Yes, I can definitely talk about that. We could talk about such a journey in general terms - how you start as a new company, usually several engineers, three-tier architecture and most likely a monolithic application. Over time the company, if successful, grows, builds more functionality to the app as well as adding engineering capacity. At some point you have a little to much in a single app and might see engineers stepping on each other toes - time to introduce an isolation between domain components and potentially break the monolith aparat. While monolith is being separated into services - there are at least two questions to answer: how do you route requests to the right backends and also how you replicate common functionality (such as logging, authz, rate-limiting, DDoS protection) in all the services.
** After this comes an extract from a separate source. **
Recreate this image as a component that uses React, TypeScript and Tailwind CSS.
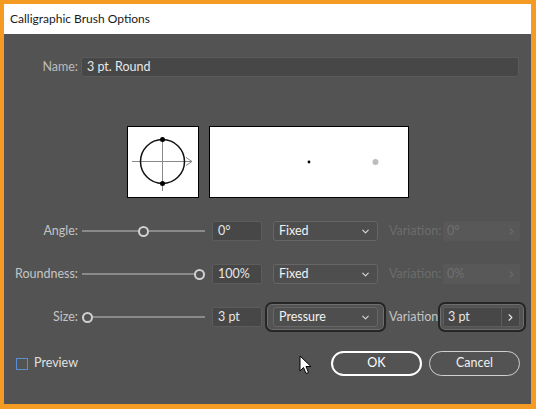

Leaving routing alone for now, one could say - let’s implement common logic as a base server, a library that is used as a foundation of all the services in the company. It’s absolutely possible to go this way, but it comes with challenges around keeping the base library up-to-date across deployments and how to support polyglot development (multiple programming languages or stacks). Alternatively, an API Gateway can be introduced to implement common functionality such common functionality, while keeping logic external to the services and ensuring uniform implementation (version) across the board. As the organization grows - being able to perform infrastructure updates without involving service owners is essential. API Gateway team can iterate easily, add features or push security updates without being blocked on other teams updating the library or sidecar or even restarting their application. Plus it solves the routing issue as well.

Question:

Are you going to talk about pushing that application gateway beyond the cloud provider and closer to the user?

Answer:

Absolutely. One of the things that I want to touch upon is what happens when the company goes multi-region (multiple datacenters). One needs to answer an important question - how to route clients, how do they get to your ecosystem? There are several ways of doing Global Traffic management, but chances are you’ll end up using DNS-based approach. Keep in mind that with multiple data centers occasionally you’ll need to evacuate some of them - shift all of the traffic away from it. Usually, it is done with a DNS flip: adjust DNS records, wait for DNS changes to be propagated and traffic to start flowing to new locations. Unfortunately, many clients and resolvers do not honor TTL of DNS - therefore traffic might be hitting the “unhealthy” DC after evacuation. In such cases, API Gateway can help to route requests from one region to another by doing cross-region traffic proxying - anything to ensure customer satisfaction. Since I'm touching client routing to the data center I will briefly talk about the service Netflix built recently that is used as a last-mile API gateway. This service is deployed in ISP and IX locations and is the first point of contact for many of our clients. The reasoning behind introducing such layer is to reduce the time needed for the initial TLS handshake and also reduce the time to recover from TCP errors. While doing that it also provides a more granular and responsive traffic routing capabilities and improves the failover experience - traffic can be controlled without relying on DNS propagation.

Question:

What is a listener going to learn from your talk about how to orchestrate their microservices?

Answer:

I hope Engineers and Architects who attend this talk will learn about a set of potential problems that might be ahead as business grows. It's useful to have an example of how companies approached similar issues and understand the trade-offs, even if you don’t take the same steps. It’s not a pure engineering problem, it’s a problem of scaling the organizations. By growing the number of teams, a lot of potential communication channels between them are introduced as - it’s better to designing your ecosystem to reduce the number of required connections. API Gateway helps with that.

Question:

Give me an example of one of the lessons that you might share.

Answer:

Last year the team build a new service - Raju. The goal was to detect anomalous behavior of backend services and alert service owners on such events. That was done without changing a single line of code on the backends. The idea is that API Gateway has a centralized understanding of the health of the ecosystem - observing all the requests going through and the responses sent to clients. Applying some statistical methods to such data we were able to identify issues at scale. Having a holistic view of your ecosystem is very powerful and it can be leveraged. Another one, maybe less positive, if you make you API Gateway config self-servicable and allow Engineers to adjust routing rules globally - provide tools to assess the impact, otherwise unexpected things may happen.

Speaker: Vasily Vlasov

Engineering Leader @Netflix

Vasily works at Netflix where he leads Cloud Gateway team. The team is providing API Gateway and Push notification services for Netflix’s customers and employees. Prior to Netflix Vasily designed and built the gateways and software load-balancers for iCloud and iTunes at Apple.

Before becoming an adept of Edge Vasily worked on various challenges ranging from building UI tools for managing Informix Databases to software to convert code from PL/I to Java.